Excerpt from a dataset

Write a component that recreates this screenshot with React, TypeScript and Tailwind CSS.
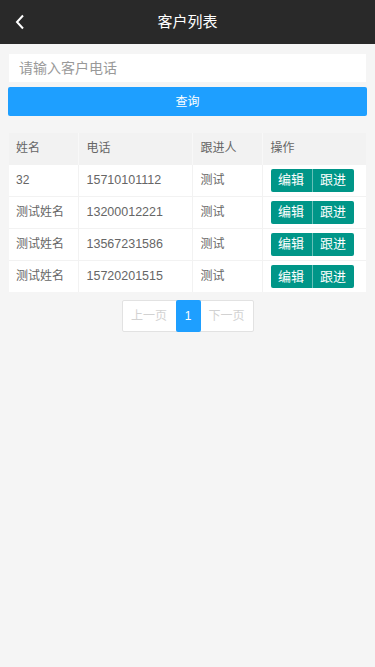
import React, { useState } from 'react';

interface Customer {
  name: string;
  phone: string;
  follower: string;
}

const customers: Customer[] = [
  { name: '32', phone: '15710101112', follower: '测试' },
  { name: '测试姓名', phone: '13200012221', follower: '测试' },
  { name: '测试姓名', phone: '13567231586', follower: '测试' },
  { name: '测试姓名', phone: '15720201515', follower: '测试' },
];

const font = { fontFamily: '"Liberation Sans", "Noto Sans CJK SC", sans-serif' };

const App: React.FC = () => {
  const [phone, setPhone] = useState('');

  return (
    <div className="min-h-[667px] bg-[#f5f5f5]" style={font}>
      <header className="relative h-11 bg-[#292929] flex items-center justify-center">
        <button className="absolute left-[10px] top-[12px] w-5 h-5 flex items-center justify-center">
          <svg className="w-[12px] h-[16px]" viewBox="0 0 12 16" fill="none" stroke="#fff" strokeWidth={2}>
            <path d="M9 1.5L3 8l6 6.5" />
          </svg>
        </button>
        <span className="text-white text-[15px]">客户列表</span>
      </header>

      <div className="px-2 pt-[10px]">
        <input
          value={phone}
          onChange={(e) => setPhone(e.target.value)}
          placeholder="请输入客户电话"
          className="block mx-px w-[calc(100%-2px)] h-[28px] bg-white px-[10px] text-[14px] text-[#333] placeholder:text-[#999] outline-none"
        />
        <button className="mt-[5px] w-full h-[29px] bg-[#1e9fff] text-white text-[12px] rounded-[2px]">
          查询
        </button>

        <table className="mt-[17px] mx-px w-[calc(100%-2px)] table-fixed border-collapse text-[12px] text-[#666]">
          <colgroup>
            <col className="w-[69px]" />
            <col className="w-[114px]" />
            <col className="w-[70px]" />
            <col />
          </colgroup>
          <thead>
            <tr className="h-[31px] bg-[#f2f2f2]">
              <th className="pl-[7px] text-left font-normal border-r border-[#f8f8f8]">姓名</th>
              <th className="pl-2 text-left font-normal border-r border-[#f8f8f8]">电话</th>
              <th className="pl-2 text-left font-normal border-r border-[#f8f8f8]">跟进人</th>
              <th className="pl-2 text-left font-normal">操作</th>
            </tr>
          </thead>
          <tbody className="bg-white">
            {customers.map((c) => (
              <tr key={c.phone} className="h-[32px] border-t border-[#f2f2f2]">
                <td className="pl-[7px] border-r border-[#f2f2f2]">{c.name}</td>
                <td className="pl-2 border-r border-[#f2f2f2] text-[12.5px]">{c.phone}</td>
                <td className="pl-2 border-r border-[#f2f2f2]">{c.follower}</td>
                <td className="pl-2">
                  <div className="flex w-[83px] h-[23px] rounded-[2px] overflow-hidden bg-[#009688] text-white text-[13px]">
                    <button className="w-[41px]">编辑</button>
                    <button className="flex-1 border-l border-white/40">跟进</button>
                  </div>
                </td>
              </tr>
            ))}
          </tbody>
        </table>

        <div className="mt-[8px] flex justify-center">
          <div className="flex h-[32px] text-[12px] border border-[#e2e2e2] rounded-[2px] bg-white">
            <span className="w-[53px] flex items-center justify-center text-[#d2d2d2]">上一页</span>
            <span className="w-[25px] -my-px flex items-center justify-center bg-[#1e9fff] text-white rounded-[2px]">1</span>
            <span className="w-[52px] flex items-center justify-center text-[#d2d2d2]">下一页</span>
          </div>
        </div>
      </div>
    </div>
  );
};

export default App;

* * *

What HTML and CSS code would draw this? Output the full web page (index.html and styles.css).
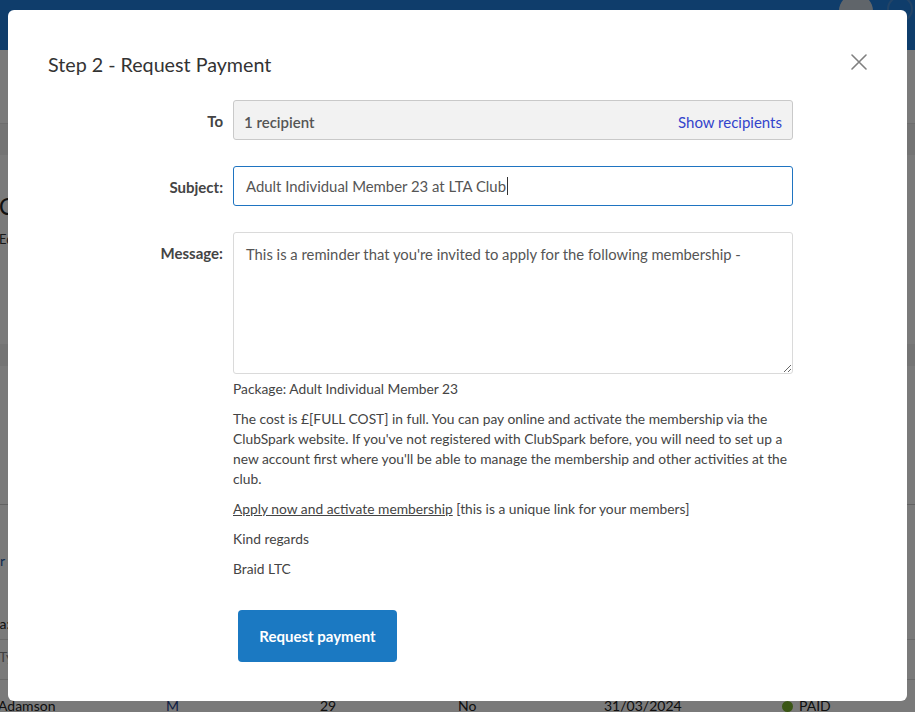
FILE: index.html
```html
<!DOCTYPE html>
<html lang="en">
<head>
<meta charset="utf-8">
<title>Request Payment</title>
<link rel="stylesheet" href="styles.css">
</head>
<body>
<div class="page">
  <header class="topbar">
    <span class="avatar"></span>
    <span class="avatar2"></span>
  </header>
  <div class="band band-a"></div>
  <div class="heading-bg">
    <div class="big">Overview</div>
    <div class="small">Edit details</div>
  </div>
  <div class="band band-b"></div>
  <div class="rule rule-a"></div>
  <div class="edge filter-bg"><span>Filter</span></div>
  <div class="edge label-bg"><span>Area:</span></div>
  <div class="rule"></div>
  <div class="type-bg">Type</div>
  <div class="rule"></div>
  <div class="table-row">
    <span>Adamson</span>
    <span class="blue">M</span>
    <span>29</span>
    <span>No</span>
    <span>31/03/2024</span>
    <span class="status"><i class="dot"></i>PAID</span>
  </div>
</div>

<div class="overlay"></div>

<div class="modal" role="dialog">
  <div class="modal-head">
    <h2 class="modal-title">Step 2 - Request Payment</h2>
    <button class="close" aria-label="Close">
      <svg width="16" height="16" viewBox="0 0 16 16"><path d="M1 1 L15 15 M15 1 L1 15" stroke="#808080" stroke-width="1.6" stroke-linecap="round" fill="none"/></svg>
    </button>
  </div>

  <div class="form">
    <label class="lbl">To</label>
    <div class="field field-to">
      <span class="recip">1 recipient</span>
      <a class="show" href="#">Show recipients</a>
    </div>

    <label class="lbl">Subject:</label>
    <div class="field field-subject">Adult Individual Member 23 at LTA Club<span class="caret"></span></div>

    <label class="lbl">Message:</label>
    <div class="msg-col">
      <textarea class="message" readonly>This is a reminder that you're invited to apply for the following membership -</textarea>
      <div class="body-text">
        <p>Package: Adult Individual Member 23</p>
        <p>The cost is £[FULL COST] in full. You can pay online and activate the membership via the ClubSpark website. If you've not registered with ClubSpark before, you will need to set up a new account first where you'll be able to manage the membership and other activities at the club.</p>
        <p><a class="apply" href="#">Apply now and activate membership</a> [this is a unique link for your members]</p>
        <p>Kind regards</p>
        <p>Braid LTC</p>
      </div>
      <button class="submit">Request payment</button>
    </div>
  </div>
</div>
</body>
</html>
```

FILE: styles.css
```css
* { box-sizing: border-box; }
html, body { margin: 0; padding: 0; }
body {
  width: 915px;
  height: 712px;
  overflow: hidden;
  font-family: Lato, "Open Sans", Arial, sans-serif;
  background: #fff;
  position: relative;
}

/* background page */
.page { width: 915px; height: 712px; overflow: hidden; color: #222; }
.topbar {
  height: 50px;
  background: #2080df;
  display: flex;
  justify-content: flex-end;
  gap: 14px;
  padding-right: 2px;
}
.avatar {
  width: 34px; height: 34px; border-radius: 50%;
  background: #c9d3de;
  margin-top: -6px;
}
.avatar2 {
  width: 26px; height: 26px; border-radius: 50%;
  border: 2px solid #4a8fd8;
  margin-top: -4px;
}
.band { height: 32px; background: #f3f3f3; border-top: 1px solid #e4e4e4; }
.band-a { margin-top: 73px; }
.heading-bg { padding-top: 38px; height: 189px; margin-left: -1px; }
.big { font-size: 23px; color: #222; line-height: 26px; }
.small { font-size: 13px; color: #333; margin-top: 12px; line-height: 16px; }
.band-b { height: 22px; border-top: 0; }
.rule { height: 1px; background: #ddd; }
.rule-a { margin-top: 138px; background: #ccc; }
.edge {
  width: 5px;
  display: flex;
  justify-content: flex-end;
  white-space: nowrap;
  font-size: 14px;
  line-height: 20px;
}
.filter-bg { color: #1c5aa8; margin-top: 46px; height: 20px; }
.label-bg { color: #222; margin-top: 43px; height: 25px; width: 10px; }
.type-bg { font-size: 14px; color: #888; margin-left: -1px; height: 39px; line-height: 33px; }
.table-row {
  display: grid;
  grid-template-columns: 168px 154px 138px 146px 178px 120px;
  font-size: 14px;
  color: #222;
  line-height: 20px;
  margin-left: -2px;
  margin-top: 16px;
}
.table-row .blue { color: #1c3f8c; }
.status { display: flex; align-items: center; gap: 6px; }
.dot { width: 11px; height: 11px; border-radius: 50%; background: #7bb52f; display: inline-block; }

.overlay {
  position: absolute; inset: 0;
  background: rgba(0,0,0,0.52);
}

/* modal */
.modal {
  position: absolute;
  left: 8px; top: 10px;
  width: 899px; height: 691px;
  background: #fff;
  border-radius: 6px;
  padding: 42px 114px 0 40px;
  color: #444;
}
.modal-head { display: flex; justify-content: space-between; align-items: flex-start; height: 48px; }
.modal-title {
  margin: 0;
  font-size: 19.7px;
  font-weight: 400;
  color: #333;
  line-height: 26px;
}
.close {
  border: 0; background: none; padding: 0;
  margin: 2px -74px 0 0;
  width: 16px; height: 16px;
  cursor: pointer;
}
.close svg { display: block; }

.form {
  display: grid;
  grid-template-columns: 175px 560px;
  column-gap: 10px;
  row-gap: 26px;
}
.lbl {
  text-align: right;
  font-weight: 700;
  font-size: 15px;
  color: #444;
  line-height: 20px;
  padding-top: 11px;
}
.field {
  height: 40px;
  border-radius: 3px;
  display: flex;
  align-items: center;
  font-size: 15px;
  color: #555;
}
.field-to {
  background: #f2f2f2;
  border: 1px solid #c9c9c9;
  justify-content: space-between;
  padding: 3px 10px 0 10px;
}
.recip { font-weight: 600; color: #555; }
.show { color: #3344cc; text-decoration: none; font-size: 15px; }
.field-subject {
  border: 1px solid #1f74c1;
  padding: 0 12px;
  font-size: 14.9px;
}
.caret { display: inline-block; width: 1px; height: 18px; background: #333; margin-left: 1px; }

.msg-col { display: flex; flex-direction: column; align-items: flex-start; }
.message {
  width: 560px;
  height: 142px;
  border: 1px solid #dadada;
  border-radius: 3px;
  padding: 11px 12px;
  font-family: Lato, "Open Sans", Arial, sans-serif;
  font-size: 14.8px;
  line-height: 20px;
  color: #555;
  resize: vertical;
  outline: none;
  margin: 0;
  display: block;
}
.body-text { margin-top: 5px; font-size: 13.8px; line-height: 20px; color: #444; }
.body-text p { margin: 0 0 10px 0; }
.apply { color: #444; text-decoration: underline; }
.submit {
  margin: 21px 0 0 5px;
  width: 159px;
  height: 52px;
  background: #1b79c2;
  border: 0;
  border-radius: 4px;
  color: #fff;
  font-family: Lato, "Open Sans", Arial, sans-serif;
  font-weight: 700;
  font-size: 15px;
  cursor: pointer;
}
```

→ **WHAT THE TASK ASKS**
Show every line where the string "styles" appears.

→ **SOLUTION FOR THIS EXERCISE**
What HTML and CSS code would draw this? Output the full web page (index.html and styles.css).
<link rel="stylesheet" href="styles.css">
FILE: styles.css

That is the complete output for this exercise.